For years, the Twitterati has tried and failed to find out the identity of this person, the social media equivalent of the Scarlet Pimpernel, who posts his love of all things Yorkshire and old-fashioned cricket.
All we know for certain is that Fred’s location is somewhere in Pudsey, and that he boasts over 83,000 followers – including ‘Sir Geoffrey’ himself, along with many prominent figures in the cricket world.
“I say what I like and I like what I say,” is the proud statement on Fred’s profile page, which adds: “I’m right, you’re wrong.”
Apart from tweeting, Fred’s greatest pleasure in life would appear to be slow scoring and what he lovingly terms the “digin”.
Indeed, Fred likes nothing better than a good “digin” – hours of blocking and defensive batting.
To that effect, he was surely in his element yesterday, when England showed some of the fighting spirit that Geoffrey Boycott made his hallmark.
At stumps on day four of the second Test against India in Visakhapatnam, the tourists were 87-2 in their second innings from 59.2 overs, digging in towards a draw after being set an improbable 405.
Whatever happens today, with India clear favourites to go 1-0 up in the series after the drawn first Test in Rajkot, yesterday saw stonewall batting from a bygone age.
Indeed, as Alastair Cook and Haseeb Hameed were in the throes of an opening stand of 75 in 51 overs, Fred Boycott tweeted his delight at the thou-shalt-not-pass nature of the action.
“Lovely to get back from t’nets to see England playing proper cricket,” he proclaimed.

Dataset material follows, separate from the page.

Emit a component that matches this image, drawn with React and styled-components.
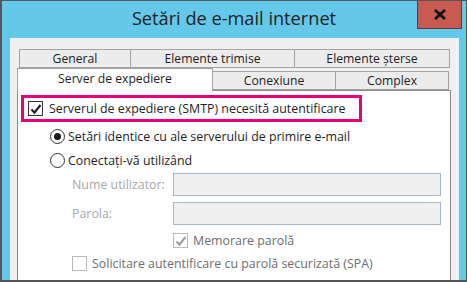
import React from 'react';
import styled, { createGlobalStyle } from 'styled-components';

const GlobalStyle = createGlobalStyle`
  html, body {
    margin: 0;
    padding: 0;
    width: 467px;
    height: 282px;
    overflow: hidden;
  }
  body {
    font-family: 'Open Sans', 'Noto Sans', sans-serif;
    color: #1e1e1e;
  }
`;

const Window = styled.div`
  width: 467px;
  height: 282px;
  box-sizing: border-box;
  background: #64c8ea;
  border: 1px solid #565656;
  border-left-width: 2px;
  border-bottom-width: 2px;
  display: flex;
  flex-direction: column;
  overflow: hidden;
`;

const TitleBar = styled.div`
  height: 37px;
  position: relative;
  display: flex;
  justify-content: center;
  align-items: center;
`;

const Title = styled.h1`
  margin: 0 0 3px 0;
  font-size: 18.2px;
  font-weight: 400;
  color: #222;
`;

// butonul de inchidere sta peste bara de titlu
const CloseButton = styled.button`
  position: absolute;
  top: -1px;
  right: 4px;
  width: 45px;
  height: 29px;
  box-sizing: border-box;
  padding: 0;
  border: 1px solid #5c3b38;
  border-top: none;
  background: #c75b52;
  display: flex;
  justify-content: center;
  align-items: center;
`;

const Body = styled.div`
  flex: 1;
  margin: 0 7px 0 8px;
  padding: 11px 7px 0 7px;
  background: #f0f0f0;
  display: flex;
  flex-direction: column;
`;

const TabRow = styled.div`
  display: flex;
  align-items: flex-end;
  padding: ${(p) => p.pad || '0'};
`;

const Tab = styled.div`
  width: ${(p) => p.w}px;
  height: ${(p) => (p.active ? 23 : 19)}px;
  box-sizing: border-box;
  border: 1px solid #a3a3a3;
  border-left: ${(p) => (p.first ? '1px solid #a3a3a3' : 'none')};
  border-bottom: ${(p) => (p.active ? 'none' : '1px solid #a3a3a3')};
  background: ${(p) => (p.active ? '#ffffff' : '#ececec')};
  font-size: 12.2px;
  white-space: nowrap;
  display: flex;
  justify-content: center;
  align-items: center;
  padding-bottom: ${(p) => (p.active ? 4 : 1)}px;
  margin-bottom: ${(p) => (p.active ? '-1px' : '0')};
  position: relative;
  z-index: ${(p) => (p.active ? 2 : 1)};
`;

const Panel = styled.div`
  flex: 1;
  width: 434px;
  box-sizing: border-box;
  background: #fff;
  border: 1px solid #8a8a8a;
  border-bottom: none;
  padding: 4px 0 0 3px;
  display: flex;
  flex-direction: column;
`;

const Highlight = styled.div`
  width: 341px;
  height: 27px;
  box-sizing: border-box;
  border: 3px solid #e6007e;
  display: flex;
  align-items: center;
  padding-left: 4px;
  gap: 6px;
`;

const Box = styled.span`
  width: 15px;
  height: 15px;
  box-sizing: border-box;
  border: 1px solid ${(p) => (p.disabled ? '#b9b9b9' : '#333')};
  background: #fff;
  display: inline-flex;
  justify-content: center;
  align-items: center;
  flex-shrink: 0;
`;

const Radio = styled.span`
  width: 15px;
  height: 15px;
  box-sizing: border-box;
  border-radius: 50%;
  border: 1px solid #333;
  background: #fff;
  display: inline-flex;
  justify-content: center;
  align-items: center;
  flex-shrink: 0;

  &::after {
    content: '';
    width: 7px;
    height: 7px;
    border-radius: 50%;
    background: ${(p) => (p.checked ? '#1a1a1a' : 'transparent')};
  }
`;

const Option = styled.div`
  display: flex;
  align-items: center;
  gap: ${(p) => p.gap || 3}px;
  height: ${(p) => p.h || 24}px;
  margin-left: ${(p) => p.indent || 0}px;
  font-size: 12.4px;
  white-space: nowrap;
  color: ${(p) => p.color || '#1e1e1e'};
`;

const Field = styled.div`
  display: flex;
  align-items: center;
  margin-left: 51px;
  height: 23px;
  margin-bottom: ${(p) => p.mb || 0}px;
`;

const FieldLabel = styled.label`
  width: 101px;
  font-size: 12.4px;
  color: #a7a7a7;
`;

const Input = styled.div`
  width: 268px;
  height: 23px;
  box-sizing: border-box;
  border: 1px solid #a6b6c8;
  background: #f0f0f0;
`;

const Check = ({ color }) => (
  <svg width="12" height="12" viewBox="0 0 12 12">
    <path d="M1.5 6.5 L4.5 9.5 L10.5 2" fill="none" stroke={color} strokeWidth="2.2" />
  </svg>
);

export default function App() {
  return (
    <>
      <GlobalStyle />
      <Window>
        <TitleBar>
          <Title>Setări de e-mail internet</Title>
          <CloseButton aria-label="Închide">
            <svg width="14" height="11" viewBox="0 0 14 11">
              <path d="M2 1 L12 10 M12 1 L2 10" stroke="#111" strokeWidth="2.8" />
            </svg>
          </CloseButton>
        </TitleBar>
        <Body>
          <TabRow pad="0 0 0 2px">
            <Tab w={112} first>General</Tab>
            <Tab w={164}>Elemente trimise</Tab>
            <Tab w={155}>Elemente șterse</Tab>
          </TabRow>
          <TabRow>
            <Tab w={196} first active>Server de expediere</Tab>
            <Tab w={123}>Conexiune</Tab>
            <Tab w={113}>Complex</Tab>
          </TabRow>
          <Panel>
            <Highlight>
              <Box>
                <Check color="#222" />
              </Box>
              <Option h={21}>Serverul de expediere (SMTP) necesită autentificare</Option>
            </Highlight>
            <Option indent={29} h={24} style={{ marginTop: 2 }}>
              <Radio checked />
              Setări identice cu ale serverului de primire e-mail
            </Option>
            <Option indent={29} h={24}>
              <Radio />
              Conectați-vă utilizând
            </Option>
            <Field mb={6} style={{ marginTop: 1 }}>
              <FieldLabel>Nume utilizator:</FieldLabel>
              <Input />
            </Field>
            <Field>
              <FieldLabel>Parola:</FieldLabel>
              <Input />
            </Field>
            <Option indent={152} h={21} gap={5} color="#6d6d6d" style={{ marginTop: 5 }}>
              <Box disabled>
                <Check color="#a0a0a0" />
              </Box>
              Memorare parolă
            </Option>
            <Option indent={51} h={24} gap={5} color="#6d6d6d">
              <Box disabled />
              Solicitare autentificare cu parolă securizată (SPA)
            </Option>
          </Panel>
        </Body>
      </Window>
    </>
  );
}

“It brings a lump to the throat. #digin”
On Test Match Special, Geoffrey Boycott was similarly enamoured as the openers scrapped hard.
The Yorkshireman praised the character and attitude of both players, who showed precisely the fighting qualities needed.

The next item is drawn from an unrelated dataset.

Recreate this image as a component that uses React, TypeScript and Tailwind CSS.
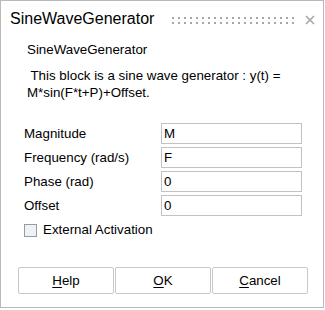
import React from "react";

const font = { fontFamily: '"Liberation Sans", Arial, sans-serif' };

function Grip() {
  const dots = [];
  for (let i = 0; i < 21; i++) {
    dots.push(<rect key={"a" + i} x={i * 6} y={0} width={2} height={2} fill="#a6a6a6" />);
    dots.push(<rect key={"b" + i} x={i * 6} y={5} width={2} height={2} fill="#a6a6a6" />);
  }
  return (
    <svg width="124" height="7" viewBox="0 0 124 7" className="block">
      {dots}
    </svg>
  );
}

function CloseX() {
  return (
    <svg width="10" height="10" viewBox="0 0 10 10" className="block">
      <path d="M1 1 L9 9 M9 1 L1 9" stroke="#a6a6a6" strokeWidth="1.6" fill="none" />
    </svg>
  );
}

function Row({ label, value }: { label: string; value: string }) {
  return (
    <div className="flex items-center h-[21px]">
      <div className="w-[160px] pl-[23px] leading-[21px] text-[13.33px] text-black">{label}</div>
      <div className="w-[141px] h-[21px] border border-[#c2c2c2] bg-white pl-[2px] leading-[19px] text-[13.33px] text-black">
        {value}
      </div>
    </div>
  );
}

function Btn({ first, rest }: { first: string; rest: string }) {
  return (
    <div className="w-[96px] h-[27px] border border-[#c8c8c8] rounded-[2px] bg-white flex items-center justify-center text-[13.33px] text-black">
      <span>
        <span className="underline underline-offset-2">{first}</span>
        {rest}
      </span>
    </div>
  );
}

export default function App() {
  return (
    <div className="w-[325px] h-[310px] bg-white" style={font}>
      <div className="w-[324px] h-[308px] border border-[#bababa] bg-white flex flex-col">
        <div className="flex items-center h-[20px] mt-[8px]">
          <div className="w-[171px] pl-[9px] text-[16px] leading-[20px] text-black">SineWaveGenerator</div>
          <div className="mt-[2px]">
            <Grip />
          </div>
          <div className="ml-[9px] mt-[1px]">
            <CloseX />
          </div>
        </div>
        <div className="mt-[13px] pl-[26px] text-[13.33px] leading-[16px] text-black">SineWaveGenerator</div>
        <div className="mt-[9px] pl-[26px] pr-[20px] text-[13.33px] leading-[17px] text-black whitespace-pre">
          {" This block is a sine wave generator : y(t) =\nM*sin(F*t+P)+Offset."}
        </div>
        <div className="mt-[22px] flex flex-col gap-[3px]">
          <Row label="Magnitude" value="M" />
          <Row label="Frequency (rad/s)" value="F" />
          <Row label="Phase (rad)" value="0" />
          <Row label="Offset" value="0" />
        </div>
        <div className="mt-[6px] flex items-center pl-[23px]">
          <div className="w-[13px] h-[13px] border border-[#9a9a9a] bg-[#eef1f5]"></div>
          <div className="ml-[6px] text-[13.33px] leading-[16px] text-black">External Activation</div>
        </div>
        <div className="mt-[29px] flex pl-[17px] gap-[1px]">
          <Btn first="H" rest="elp" />
          <Btn first="O" rest="K" />
          <Btn first="C" rest="ancel" />
        </div>
      </div>
    </div>
  );
}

TMS even tweeted a picture of ‘Sir Geoffrey’ giving a big thumbs-up with a smile on his face.
“We’re not sure if @GeoffreyBoycott has ever been as happy…” it mischievously announced as the scoring rate proceeded at less than 1.5 runs per over.
Like Boycott, Cook has fabled powers of concentration and the ability to bat for long periods.
Yesterday, the England captain registered his 53rd Test half-century to go with 30 hundreds, and it was his slowest in terms of balls faced – 172.
When Andrew Samson, the TMS scorer, announced that statistic, Boycott purred: “Very good. Excellent innings.”
Cook had reached 54 from 188 deliveries when he was finally out in the last over, lbw to Ravindra Jadeja, a blow from which the tourists will do well to recover.
A little while earlier, Hameed’s vigil ended when he was the victim of a grubber from Ravi Ashwin that pinned him lbw for 25.
The ball kept so low that even a dwarf might have struggled to get his bat down in time, and the tall Hameed had little chance as the wearing pitch claimed its man.
The innings maintained the promising start to Hameed’s Test career, which began with 31 and 82 on debut in Rajkot and featured an accomplished 13 from 50 deliveries in the first innings of this game before he was unfortunately run-out by Joe Root.
They call the 19-year-old Hameed ‘Baby Boycott’, a nickname of which the Lancastrian is suitably proud having been shown by his father while growing up videos of Boycott batting.
‘Sir Geoffrey’ is also pleased by the comparison.
“I am flattered that Hameed is known as ‘Baby Boycott’,” he said recently.
“It is a compliment to me that his father showed him videos of me and wanted him to watch my technique.
“He is not a modern player. The modern player has grown up with crash, bang, wallop Twenty20 and having to play cricket’s answer to baseball.
“This kid plays as if he could have played in my era on uncovered pitches because he seems to have the temperament, patience, concentration and technique.”
Not that Hameed is a one-trick pony.
At Rajkot, he was no slow-coach as he revealed a range of strokes that Yorkshire’s supporters will know only too well after he became, earlier this year, the first Lancashire batsman to score two hundreds in a Roses game.
Why, Hameed even hit a six early in the second innings when he battered Jadeja over mid-off.
It was the shot of a man who looks and feels comfortable at the highest level.
And another thing...
ON the subject of patient batting, Australia have turned to a Yorkshireman described as an opener of old.
Matt Renshaw, a 20-year-old left-hander born in Middlesbrough, is one of six changes to the squad for the third Test against South Africa in Adelaide starting on Thursday.
Renshaw, whose family moved to New Zealand in 2003, and then to Australia five years later, used to play with a young Joe Root.
Renshaw’s father, Ian, and Root’s dad, Matt, played together at Sheffield Collegiate, and the two boys took to the field after games.
Renshaw, who represents Queensland and has played 12 first-class matches, is said to possess a good technique and temperament.
He has been called-up in response to Australia losing their last five Tests.
Englishmen have been quick to delight in that woe.
Former captain Michael Vaughan tweeted: “Great to see Australia picking an Englishman to get them out of this hole… #Renshaw”.